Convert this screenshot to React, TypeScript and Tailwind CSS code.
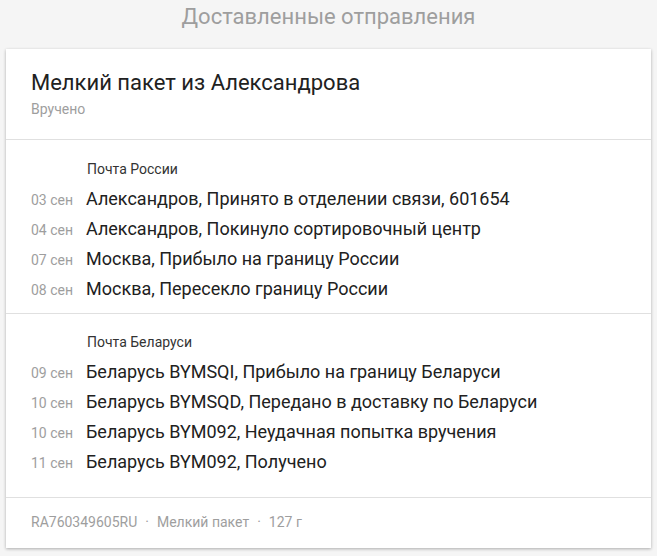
import React from "react";

type Ev = { d: string; t: string };

const russia: Ev[] = [
  { d: "03 сен", t: "Александров, Принято в отделении связи, 601654" },
  { d: "04 сен", t: "Александров, Покинуло сортировочный центр" },
  { d: "07 сен", t: "Москва, Прибыло на границу России" },
  { d: "08 сен", t: "Москва, Пересекло границу России" },
];

const belarus: Ev[] = [
  { d: "09 сен", t: "Беларусь BYMSQI, Прибыло на границу Беларуси" },
  { d: "10 сен", t: "Беларусь BYMSQD, Передано в доставку по Беларуси" },
  { d: "10 сен", t: "Беларусь BYM092, Неудачная попытка вручения" },
  { d: "11 сен", t: "Беларусь BYM092, Получено" },
];

function Section({ label, items, className }: { label: string; items: Ev[]; className: string }) {
  return (
    <div className={className}>
      <div className="pl-[56px] text-[14px] leading-[18px] text-[#333333]">{label}</div>
      <div className="mt-[6px] flex flex-col">
        {items.map((e, i) => (
          <div key={i} className="flex items-baseline h-[30px] leading-[30px]">
            <div className="w-[55px] shrink-0 text-[14px] text-[#9e9e9e]">{e.d}</div>
            <div className="text-[18px] text-[#212121]">{e.t}</div>
          </div>
        ))}
      </div>
    </div>
  );
}

export default function App() {
  return (
    <div
      className="min-h-[556px] w-full bg-[#f5f5f5] pt-[3px] pb-[8px] px-[6px]"
      style={{ fontFamily: "Roboto, 'Noto Sans', sans-serif" }}
    >
      <div className="text-center text-[22px] leading-[28px] text-[#9e9e9e]">Доставленные отправления</div>
      <div className="mt-[18px] bg-white shadow-[0_1px_3px_rgba(0,0,0,0.3)]">
        <div className="pl-[25px] pt-[20px] pb-[21px] border-b border-[#e0e0e0]">
          <div className="text-[22px] leading-[28px] text-[#212121]">Мелкий пакет из Александрова</div>
          <div className="mt-[3px] text-[14px] leading-[18px] text-[#9e9e9e]">Вручено</div>
        </div>
        <Section label="Почта России" items={russia} className="pl-[25px] pt-[20px] pb-[9px] border-b border-[#e0e0e0]" />
        <Section label="Почта Беларуси" items={belarus} className="pl-[25px] pt-[19px] pb-[20px] border-b border-[#e0e0e0]" />
        <div className="pl-[25px] pt-[15px] pb-[17px] text-[14px] leading-[18px] text-[#9e9e9e]">
          RA760349605RU<span className="mx-[8px]">·</span>Мелкий пакет<span className="mx-[8px]">·</span>127 г
        </div>
      </div>
    </div>
  );
}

§ **DIRECTIONS FOR THIS TASK**
Please extract exactly the lines of the data, from the first through the line containing "string; t: string", and add no pictures to the copy.

§ **RESULT**
Convert this screenshot to React, TypeScript and Tailwind CSS code.
import React from "react";

type Ev = { d: string; t: string };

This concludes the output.